GOAL
Take each line containing the word "styles" and copy it.

GIVEN MATERIAL
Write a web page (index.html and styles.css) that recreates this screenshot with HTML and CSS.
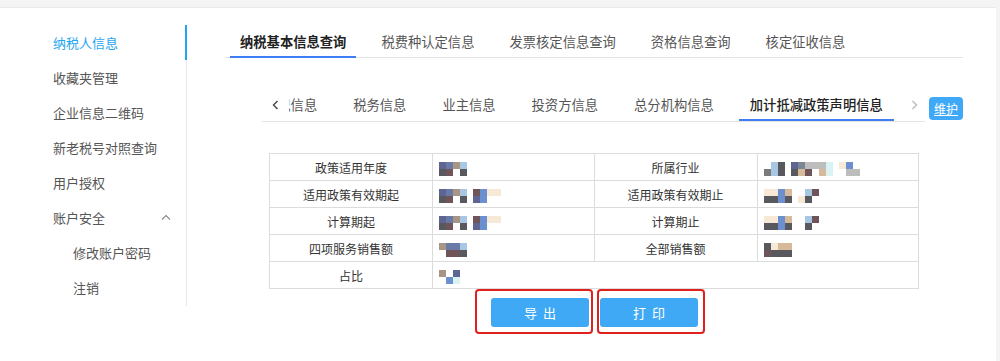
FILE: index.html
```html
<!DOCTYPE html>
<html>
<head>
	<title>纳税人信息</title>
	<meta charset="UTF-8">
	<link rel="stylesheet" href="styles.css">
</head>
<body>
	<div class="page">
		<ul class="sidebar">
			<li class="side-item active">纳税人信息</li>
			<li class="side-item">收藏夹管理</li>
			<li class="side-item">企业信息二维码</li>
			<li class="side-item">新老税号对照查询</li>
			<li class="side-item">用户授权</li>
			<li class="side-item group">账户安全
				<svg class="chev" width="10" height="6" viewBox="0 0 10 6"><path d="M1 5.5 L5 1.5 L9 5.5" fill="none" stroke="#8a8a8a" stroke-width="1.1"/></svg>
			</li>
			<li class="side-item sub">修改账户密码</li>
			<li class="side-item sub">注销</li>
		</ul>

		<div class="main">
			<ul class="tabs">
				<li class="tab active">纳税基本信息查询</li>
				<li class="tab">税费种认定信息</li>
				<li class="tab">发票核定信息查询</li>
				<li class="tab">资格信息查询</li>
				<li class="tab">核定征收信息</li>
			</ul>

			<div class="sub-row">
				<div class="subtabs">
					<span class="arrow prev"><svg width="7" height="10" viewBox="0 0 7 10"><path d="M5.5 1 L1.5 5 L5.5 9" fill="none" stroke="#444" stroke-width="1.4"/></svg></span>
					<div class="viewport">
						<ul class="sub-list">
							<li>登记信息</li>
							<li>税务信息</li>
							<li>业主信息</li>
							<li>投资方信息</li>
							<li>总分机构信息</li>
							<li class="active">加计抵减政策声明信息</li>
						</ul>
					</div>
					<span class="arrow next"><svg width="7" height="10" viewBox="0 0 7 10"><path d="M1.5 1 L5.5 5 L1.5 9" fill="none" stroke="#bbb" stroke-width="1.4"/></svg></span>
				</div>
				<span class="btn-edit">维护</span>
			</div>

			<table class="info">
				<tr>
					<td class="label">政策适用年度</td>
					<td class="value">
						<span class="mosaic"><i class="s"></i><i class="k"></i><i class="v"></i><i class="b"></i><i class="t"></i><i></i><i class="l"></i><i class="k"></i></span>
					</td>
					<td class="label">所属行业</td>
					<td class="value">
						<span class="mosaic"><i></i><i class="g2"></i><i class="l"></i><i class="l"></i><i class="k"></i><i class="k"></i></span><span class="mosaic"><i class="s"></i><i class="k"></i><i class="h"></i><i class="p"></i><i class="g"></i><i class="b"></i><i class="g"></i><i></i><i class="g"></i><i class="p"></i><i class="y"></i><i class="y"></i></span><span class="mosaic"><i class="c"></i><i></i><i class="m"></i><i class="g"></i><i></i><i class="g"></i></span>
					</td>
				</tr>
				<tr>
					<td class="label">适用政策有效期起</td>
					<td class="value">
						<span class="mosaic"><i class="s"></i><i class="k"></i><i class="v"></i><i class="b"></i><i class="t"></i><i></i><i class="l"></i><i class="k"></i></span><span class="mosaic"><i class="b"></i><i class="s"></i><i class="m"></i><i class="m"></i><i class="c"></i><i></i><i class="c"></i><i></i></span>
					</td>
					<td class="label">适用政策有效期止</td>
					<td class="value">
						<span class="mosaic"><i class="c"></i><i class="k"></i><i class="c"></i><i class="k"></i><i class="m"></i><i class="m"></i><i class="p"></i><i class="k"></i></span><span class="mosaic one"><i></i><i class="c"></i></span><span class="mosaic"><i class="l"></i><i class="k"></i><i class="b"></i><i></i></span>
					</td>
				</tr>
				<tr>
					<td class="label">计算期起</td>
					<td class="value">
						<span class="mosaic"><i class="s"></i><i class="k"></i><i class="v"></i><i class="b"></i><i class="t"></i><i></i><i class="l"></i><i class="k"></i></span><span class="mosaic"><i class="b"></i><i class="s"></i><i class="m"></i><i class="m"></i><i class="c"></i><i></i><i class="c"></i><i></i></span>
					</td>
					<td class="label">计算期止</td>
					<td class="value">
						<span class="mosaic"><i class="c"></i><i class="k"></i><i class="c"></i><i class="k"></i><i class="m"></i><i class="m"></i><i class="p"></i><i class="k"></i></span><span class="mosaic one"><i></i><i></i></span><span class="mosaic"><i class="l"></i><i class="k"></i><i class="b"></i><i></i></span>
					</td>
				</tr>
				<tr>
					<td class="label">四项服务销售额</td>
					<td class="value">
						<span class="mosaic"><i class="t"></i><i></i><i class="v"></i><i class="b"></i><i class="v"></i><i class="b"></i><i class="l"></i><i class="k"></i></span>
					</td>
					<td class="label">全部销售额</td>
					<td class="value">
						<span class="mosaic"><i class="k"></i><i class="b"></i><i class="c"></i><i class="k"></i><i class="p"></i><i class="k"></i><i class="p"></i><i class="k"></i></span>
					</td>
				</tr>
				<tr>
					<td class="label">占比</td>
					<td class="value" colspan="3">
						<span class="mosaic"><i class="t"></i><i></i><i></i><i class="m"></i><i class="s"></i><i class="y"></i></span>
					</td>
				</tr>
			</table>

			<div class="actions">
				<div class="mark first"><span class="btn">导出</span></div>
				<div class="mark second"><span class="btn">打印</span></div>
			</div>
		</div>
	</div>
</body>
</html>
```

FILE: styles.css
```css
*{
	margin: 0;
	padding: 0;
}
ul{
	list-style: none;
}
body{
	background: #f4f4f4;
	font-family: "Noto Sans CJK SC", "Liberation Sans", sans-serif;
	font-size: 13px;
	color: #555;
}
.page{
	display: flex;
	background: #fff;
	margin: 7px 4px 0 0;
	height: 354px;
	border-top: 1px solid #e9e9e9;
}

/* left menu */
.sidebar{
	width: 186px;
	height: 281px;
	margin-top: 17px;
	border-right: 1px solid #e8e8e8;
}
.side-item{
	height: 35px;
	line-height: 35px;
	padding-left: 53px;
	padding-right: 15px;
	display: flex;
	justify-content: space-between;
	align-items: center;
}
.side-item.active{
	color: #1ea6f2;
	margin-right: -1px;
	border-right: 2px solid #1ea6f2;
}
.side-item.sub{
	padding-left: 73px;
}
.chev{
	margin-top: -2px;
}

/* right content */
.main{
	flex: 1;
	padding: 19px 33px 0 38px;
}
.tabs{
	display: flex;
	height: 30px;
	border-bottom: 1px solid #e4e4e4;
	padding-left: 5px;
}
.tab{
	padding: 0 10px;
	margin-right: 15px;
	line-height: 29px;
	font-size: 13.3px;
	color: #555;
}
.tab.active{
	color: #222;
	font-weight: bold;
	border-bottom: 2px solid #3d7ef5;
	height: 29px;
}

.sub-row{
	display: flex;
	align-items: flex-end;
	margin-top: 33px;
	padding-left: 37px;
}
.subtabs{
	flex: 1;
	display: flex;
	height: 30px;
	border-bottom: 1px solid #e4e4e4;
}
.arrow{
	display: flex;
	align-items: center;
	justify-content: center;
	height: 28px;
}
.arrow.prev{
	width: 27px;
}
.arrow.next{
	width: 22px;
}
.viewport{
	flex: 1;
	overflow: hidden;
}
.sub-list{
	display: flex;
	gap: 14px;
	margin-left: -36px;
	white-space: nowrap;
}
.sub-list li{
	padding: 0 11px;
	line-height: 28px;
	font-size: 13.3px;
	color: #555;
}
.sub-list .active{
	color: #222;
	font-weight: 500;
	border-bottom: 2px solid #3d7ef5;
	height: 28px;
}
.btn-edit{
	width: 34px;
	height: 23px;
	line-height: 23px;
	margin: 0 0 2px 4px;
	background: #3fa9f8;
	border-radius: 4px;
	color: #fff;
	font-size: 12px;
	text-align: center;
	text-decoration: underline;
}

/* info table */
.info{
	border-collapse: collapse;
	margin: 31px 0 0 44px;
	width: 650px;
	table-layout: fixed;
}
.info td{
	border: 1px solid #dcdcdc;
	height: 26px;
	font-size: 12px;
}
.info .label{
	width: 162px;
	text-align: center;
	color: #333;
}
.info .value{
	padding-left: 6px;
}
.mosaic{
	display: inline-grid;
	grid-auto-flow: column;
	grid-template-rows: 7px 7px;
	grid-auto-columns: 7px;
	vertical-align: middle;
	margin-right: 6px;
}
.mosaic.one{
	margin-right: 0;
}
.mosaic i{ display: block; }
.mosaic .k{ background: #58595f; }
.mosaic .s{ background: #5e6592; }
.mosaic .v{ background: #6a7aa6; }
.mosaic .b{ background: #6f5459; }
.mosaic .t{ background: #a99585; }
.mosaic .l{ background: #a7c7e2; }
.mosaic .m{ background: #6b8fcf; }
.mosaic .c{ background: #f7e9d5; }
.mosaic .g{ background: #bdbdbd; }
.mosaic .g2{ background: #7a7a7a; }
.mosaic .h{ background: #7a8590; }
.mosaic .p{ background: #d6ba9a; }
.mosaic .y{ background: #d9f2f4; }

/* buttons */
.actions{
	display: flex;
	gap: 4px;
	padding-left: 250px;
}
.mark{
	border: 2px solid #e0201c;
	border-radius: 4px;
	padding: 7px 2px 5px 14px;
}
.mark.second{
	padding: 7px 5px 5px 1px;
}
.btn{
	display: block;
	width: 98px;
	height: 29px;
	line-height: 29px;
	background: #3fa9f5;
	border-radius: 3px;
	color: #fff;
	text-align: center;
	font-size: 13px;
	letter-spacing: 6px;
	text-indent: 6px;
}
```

EXPECTED ANSWER
Write a web page (index.html and styles.css) that recreates this screenshot with HTML and CSS.
	<link rel="stylesheet" href="styles.css">
FILE: styles.css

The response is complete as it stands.